On the Mario M. Cuomo Bridge Design-Build Project in New York, American Bridge Manufacturing (ABM) performed in-house cable cutting. Bringing services like this in house, helps the project control cost, quality, schedule, and efficiency.
With variables that can change at any moment, teams need to make sure that they are contractually compliant and protecting the company’s rights. Having a dedicated Commercial Manager gives the project team a resource that can become involved early enough in a project to understand contractual requirements. If an issue does arise, the Commercial Manager can help the Project Manager work collaboratively with the client with the goal of addressing and resolving the issue as promptly as possible. This can help avoid schedule delays and additional costs.

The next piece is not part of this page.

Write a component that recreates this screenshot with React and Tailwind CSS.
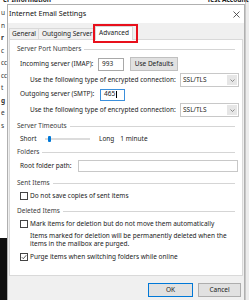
import React from "react";

const F = "font-['Noto_Sans',sans-serif]";

function Header({ children, className = "" }) {
  return (
    <div className={`flex items-center h-[10px] pl-[4px] pr-[4px] ${className}`}>
      <span className="text-[#3c3c3c] whitespace-nowrap">{children}</span>
      <div className="flex-1 ml-[3px] h-px bg-[#d5d5d5]" />
    </div>
  );
}

function Select() {
  return (
    <div className="flex h-[14px] w-[59px] border border-[#c8c8c8] bg-white shrink-0">
      <div className="flex-1 flex items-center pl-[2px] text-[#222]">SSL/TLS</div>
      <div className="w-[10px] my-[1px] mr-[1px] bg-[#e6e6e6] flex items-center justify-center">
        <svg width="5" height="3" viewBox="0 0 5 3">
          <path d="M0.5 0.5 L2.5 2.5 L4.5 0.5" stroke="#666" strokeWidth="0.7" fill="none" />
        </svg>
      </div>
    </div>
  );
}

function Check({ checked }) {
  return (
    <div className="w-[8px] h-[8px] border border-[#444] bg-white flex items-center justify-center shrink-0">
      {checked && (
        <svg width="6" height="6" viewBox="0 0 6 6">
          <path d="M0.8 3.2 L2.3 4.7 L5.3 1.2" stroke="#333" strokeWidth="0.8" fill="none" />
        </svg>
      )}
    </div>
  );
}

export default function App() {
  return (
    <div className={`relative w-[249px] h-[300px] overflow-hidden bg-white text-[6.5px] leading-none ${F}`}>
      {/* background window */}
      <div className="flex h-[300px]">
        <div className="w-[7px] flex flex-col">
          <div className="h-[4px] overflow-hidden" />
          <div className="flex-1 flex flex-col text-[#333] pl-[1px] pt-[6px] gap-[6px] overflow-hidden">
            <span>u</span>
            <span>n</span>
            <span className="font-bold">r</span>
            <span>c</span>
            <span>cc</span>
            <span>cc</span>
            <span>t</span>
            <span className="font-bold">g</span>
            <span>e</span>
            <span>s</span>
          </div>
          <div className="h-[62px] bg-[#101010]" />
        </div>
        <div className="flex-1" />
        <div className="w-[4px] bg-[#ececec] border-l border-[#c8c8c8]" />
      </div>
      <div className="absolute left-[3px] top-[-3px] font-bold text-[#222] whitespace-nowrap">er Information</div>
      <div className="absolute left-[207px] top-[-3px] font-bold text-[#222] whitespace-nowrap">Test Account</div>

      {/* dialog */}
      <div className="absolute left-[7px] top-[4px] w-[238px] h-[300px] border-l border-r border-t border-[#b0b0b0] bg-[#f0f0f0] flex flex-col">
        <div className="h-[18px] bg-white flex items-center pl-[1px] pr-[4px]">
          <span className="text-[7.2px] text-[#111]">Internet Email Settings</span>
          <div className="flex-1" />
          <svg width="7" height="7" viewBox="0 0 7 7">
            <path d="M0.5 0.5 L6.5 6.5 M6.5 0.5 L0.5 6.5" stroke="#333" strokeWidth="0.8" />
          </svg>
        </div>
        {/* tabs */}
        <div className="flex items-end h-[17px] pl-[1px] pr-[2px]">
          <div className="h-[12px] w-[30px] flex items-center justify-center border border-b-0 border-[#d9d9d9] bg-[#f0f0f0] text-[#222]">General</div>
          <div className="h-[12px] w-[56px] pl-[3px] flex items-center overflow-hidden border-t border-[#d9d9d9] bg-[#f0f0f0] text-[#222] whitespace-nowrap">Outgoing Server</div>
          <div className="relative h-[14px] w-[38px] flex items-center justify-center border border-b-0 border-[#d9d9d9] bg-white text-[#222] z-10">
            Advanced
            <div className="absolute left-[-3px] top-[-3px] w-[45px] h-[19px] border-2 border-[#e8101c]" />
          </div>
        </div>
        {/* panel */}
        <div className="mx-[1px] h-[237px] bg-white border border-[#d9d9d9] -mt-px flex flex-col text-[#222] pt-[4px] pl-[3px] pr-[3px]">
          <Header>Server Port Numbers</Header>
          <div className="mt-[3px] h-[14px] flex items-center pl-[7px]">
            <span className="w-[78px] whitespace-nowrap">Incoming server (IMAP):</span>
            <div className="w-[26px] h-[13px] border border-[#a8a8a8] bg-white flex items-center pl-[3px]">993</div>
            <div className="ml-[6px] w-[48px] h-[14px] border border-[#c0c0c0] bg-[#e1e1e1] flex items-center justify-center">Use Defaults</div>
          </div>
          <div className="mt-[2px] h-[14px] flex items-center pl-[17px]">
            <span className="w-[150px] whitespace-nowrap">Use the following type of encrypted connection:</span>
            <Select />
          </div>
          <div className="mt-[1px] h-[13px] flex items-center pl-[7px]">
            <span className="w-[80px] whitespace-nowrap">Outgoing server (SMTP):</span>
            <div className="w-[25px] h-[12px] border border-[#3b8fdb] bg-white flex items-center pl-[3px]">
              465<span className="ml-px w-px h-[7px] bg-black" />
            </div>
          </div>
          <div className="mt-[2px] h-[14px] flex items-center pl-[17px]">
            <span className="w-[150px] whitespace-nowrap">Use the following type of encrypted connection:</span>
            <Select />
          </div>
          <Header className="mt-[4px]">Server Timeouts</Header>
          <div className="mt-[2px] h-[12px] flex items-center pl-[7px]">
            <span className="w-[25px]">Short</span>
            <div className="relative w-[45px] h-[2px] bg-[#dcdcdc]">
              <div className="absolute left-[3px] top-[-2px] w-[3px] h-[6px] rounded-[1px] bg-[#0078d7]" />
            </div>
            <span className="ml-[9px]">Long</span>
            <span className="ml-[6px]">1 minute</span>
          </div>
          <Header className="mt-[2px]">Folders</Header>
          <div className="mt-[2px] h-[14px] flex items-center pl-[7px] pr-[1px]">
            <span className="w-[58px] whitespace-nowrap">Root folder path:</span>
            <div className="flex-1 h-[12px] border border-[#c8c8c8] bg-white" />
          </div>
          <Header className="mt-[5px]">Sent Items</Header>
          <div className="mt-[3px] h-[10px] flex items-center pl-[7px] gap-[2px]">
            <Check />
            <span className="whitespace-nowrap">Do not save copies of sent items</span>
          </div>
          <Header className="mt-[5px]">Deleted Items</Header>
          <div className="mt-[3px] h-[10px] flex items-center pl-[7px] gap-[2px]">
            <Check />
            <span className="whitespace-nowrap">Mark items for deletion but do not move them automatically</span>
          </div>
          <div className="mt-[3px] pl-[17px] leading-[8px] whitespace-nowrap">
            <div>Items marked for deletion will be permanently deleted when the</div>
            <div>items in the mailbox are purged.</div>
          </div>
          <div className="mt-[4px] h-[10px] flex items-center pl-[7px] gap-[2px]">
            <Check checked />
            <span className="whitespace-nowrap">Purge items when switching folders while online</span>
          </div>
        </div>
        {/* buttons */}
        <div className="mt-[7px] flex justify-end gap-[5px] pr-[3px]">
          <div className="w-[45px] h-[14px] border border-[#0078d7] bg-[#e1e1e1] flex items-center justify-center text-[#222]">OK</div>
          <div className="w-[43px] h-[14px] border border-[#adadad] bg-[#e1e1e1] flex items-center justify-center text-[#222]">Cancel</div>
        </div>
      </div>
    </div>
  );
}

Each function supported by a Project Services Group is valuable to a project’s lifecycle and success. By identifying and documenting information, a company’s processes and procedures are continually refined. The information should be disseminated company-wide to implement enhancements and innovations at any level.
Jason Hoover’s advice for putting a dedicated Project Services Group together is to “look for people to join the group that have relevant field experience and sincerely want to help the projects, and not act purely as a ‘controls’ person.” Having field experience allows the individuals in these support roles relate to the challenges that on-site project teams encounter. At the end of the day, it’s all about teamwork and being able to complete a project successfully amid industry challenges and internal and external demands.
“A successful project for us, and AB as a whole, would be one that is delivered without injuries or quality related issues, on-time and on-budget for a client that would very much like to work with AB in the future.”